## START
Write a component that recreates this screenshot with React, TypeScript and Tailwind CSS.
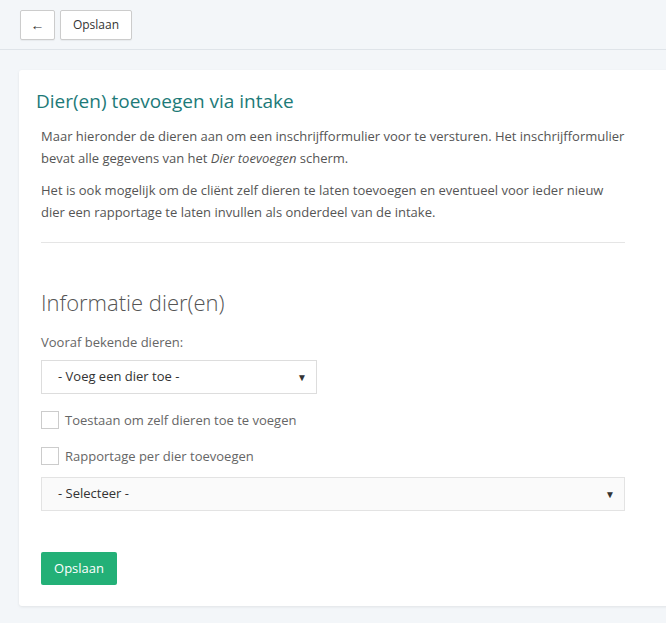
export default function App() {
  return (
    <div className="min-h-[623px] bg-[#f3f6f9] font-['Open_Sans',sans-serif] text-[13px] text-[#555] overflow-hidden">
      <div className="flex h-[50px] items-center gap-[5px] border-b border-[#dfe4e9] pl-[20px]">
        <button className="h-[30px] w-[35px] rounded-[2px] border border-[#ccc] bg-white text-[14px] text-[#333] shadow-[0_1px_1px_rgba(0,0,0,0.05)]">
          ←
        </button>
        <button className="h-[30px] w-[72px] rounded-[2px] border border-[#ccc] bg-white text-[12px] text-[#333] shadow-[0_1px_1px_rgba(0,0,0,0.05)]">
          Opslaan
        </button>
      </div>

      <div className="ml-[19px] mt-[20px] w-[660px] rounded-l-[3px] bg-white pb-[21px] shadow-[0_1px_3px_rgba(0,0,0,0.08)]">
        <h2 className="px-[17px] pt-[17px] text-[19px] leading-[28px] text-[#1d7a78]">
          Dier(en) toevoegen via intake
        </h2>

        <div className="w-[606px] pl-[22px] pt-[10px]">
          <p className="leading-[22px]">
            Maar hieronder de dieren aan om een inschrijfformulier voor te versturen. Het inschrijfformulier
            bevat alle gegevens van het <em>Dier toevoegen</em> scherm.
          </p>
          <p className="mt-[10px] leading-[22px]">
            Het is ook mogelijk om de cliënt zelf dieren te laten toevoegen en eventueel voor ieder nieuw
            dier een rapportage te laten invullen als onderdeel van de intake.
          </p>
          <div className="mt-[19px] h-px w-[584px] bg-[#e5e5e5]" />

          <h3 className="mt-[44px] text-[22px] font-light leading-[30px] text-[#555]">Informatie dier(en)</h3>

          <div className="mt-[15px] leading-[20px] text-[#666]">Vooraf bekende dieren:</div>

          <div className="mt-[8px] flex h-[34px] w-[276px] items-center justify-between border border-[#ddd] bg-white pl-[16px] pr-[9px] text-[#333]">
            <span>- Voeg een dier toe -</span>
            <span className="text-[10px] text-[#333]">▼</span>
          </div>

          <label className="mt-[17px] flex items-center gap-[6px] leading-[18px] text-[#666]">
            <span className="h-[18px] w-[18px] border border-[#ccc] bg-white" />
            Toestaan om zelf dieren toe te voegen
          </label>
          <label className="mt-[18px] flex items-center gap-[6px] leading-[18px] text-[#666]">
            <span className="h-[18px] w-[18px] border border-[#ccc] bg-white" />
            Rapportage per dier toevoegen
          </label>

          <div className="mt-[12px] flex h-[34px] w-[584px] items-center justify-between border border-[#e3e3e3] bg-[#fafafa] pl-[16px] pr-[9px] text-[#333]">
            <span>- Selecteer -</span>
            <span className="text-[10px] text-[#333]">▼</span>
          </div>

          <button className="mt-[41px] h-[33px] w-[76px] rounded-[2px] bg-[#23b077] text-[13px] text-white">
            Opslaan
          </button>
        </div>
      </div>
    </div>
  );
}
## END
[YOUR OBJECTIVE] Write out the whole listing again, exactly, with no pictures.

[RESPONSE BELOW]
Write a component that recreates this screenshot with React, TypeScript and Tailwind CSS.
export default function App() {
  return (
    <div className="min-h-[623px] bg-[#f3f6f9] font-['Open_Sans',sans-serif] text-[13px] text-[#555] overflow-hidden">
      <div className="flex h-[50px] items-center gap-[5px] border-b border-[#dfe4e9] pl-[20px]">
        <button className="h-[30px] w-[35px] rounded-[2px] border border-[#ccc] bg-white text-[14px] text-[#333] shadow-[0_1px_1px_rgba(0,0,0,0.05)]">
          ←
        </button>
        <button className="h-[30px] w-[72px] rounded-[2px] border border-[#ccc] bg-white text-[12px] text-[#333] shadow-[0_1px_1px_rgba(0,0,0,0.05)]">
          Opslaan
        </button>
      </div>

      <div className="ml-[19px] mt-[20px] w-[660px] rounded-l-[3px] bg-white pb-[21px] shadow-[0_1px_3px_rgba(0,0,0,0.08)]">
        <h2 className="px-[17px] pt-[17px] text-[19px] leading-[28px] text-[#1d7a78]">
          Dier(en) toevoegen via intake
        </h2>

        <div className="w-[606px] pl-[22px] pt-[10px]">
          <p className="leading-[22px]">
            Maar hieronder de dieren aan om een inschrijfformulier voor te versturen. Het inschrijfformulier
            bevat alle gegevens van het <em>Dier toevoegen</em> scherm.
          </p>
          <p className="mt-[10px] leading-[22px]">
            Het is ook mogelijk om de cliënt zelf dieren te laten toevoegen en eventueel voor ieder nieuw
            dier een rapportage te laten invullen als onderdeel van de intake.
          </p>
          <div className="mt-[19px] h-px w-[584px] bg-[#e5e5e5]" />

          <h3 className="mt-[44px] text-[22px] font-light leading-[30px] text-[#555]">Informatie dier(en)</h3>

          <div className="mt-[15px] leading-[20px] text-[#666]">Vooraf bekende dieren:</div>

          <div className="mt-[8px] flex h-[34px] w-[276px] items-center justify-between border border-[#ddd] bg-white pl-[16px] pr-[9px] text-[#333]">
            <span>- Voeg een dier toe -</span>
            <span className="text-[10px] text-[#333]">▼</span>
          </div>

          <label className="mt-[17px] flex items-center gap-[6px] leading-[18px] text-[#666]">
            <span className="h-[18px] w-[18px] border border-[#ccc] bg-white" />
            Toestaan om zelf dieren toe te voegen
          </label>
          <label className="mt-[18px] flex items-center gap-[6px] leading-[18px] text-[#666]">
            <span className="h-[18px] w-[18px] border border-[#ccc] bg-white" />
            Rapportage per dier toevoegen
          </label>

          <div className="mt-[12px] flex h-[34px] w-[584px] items-center justify-between border border-[#e3e3e3] bg-[#fafafa] pl-[16px] pr-[9px] text-[#333]">
            <span>- Selecteer -</span>
            <span className="text-[10px] text-[#333]">▼</span>
          </div>

          <button className="mt-[41px] h-[33px] w-[76px] rounded-[2px] bg-[#23b077] text-[13px] text-white">
            Opslaan
          </button>
        </div>
      </div>
    </div>
  );
}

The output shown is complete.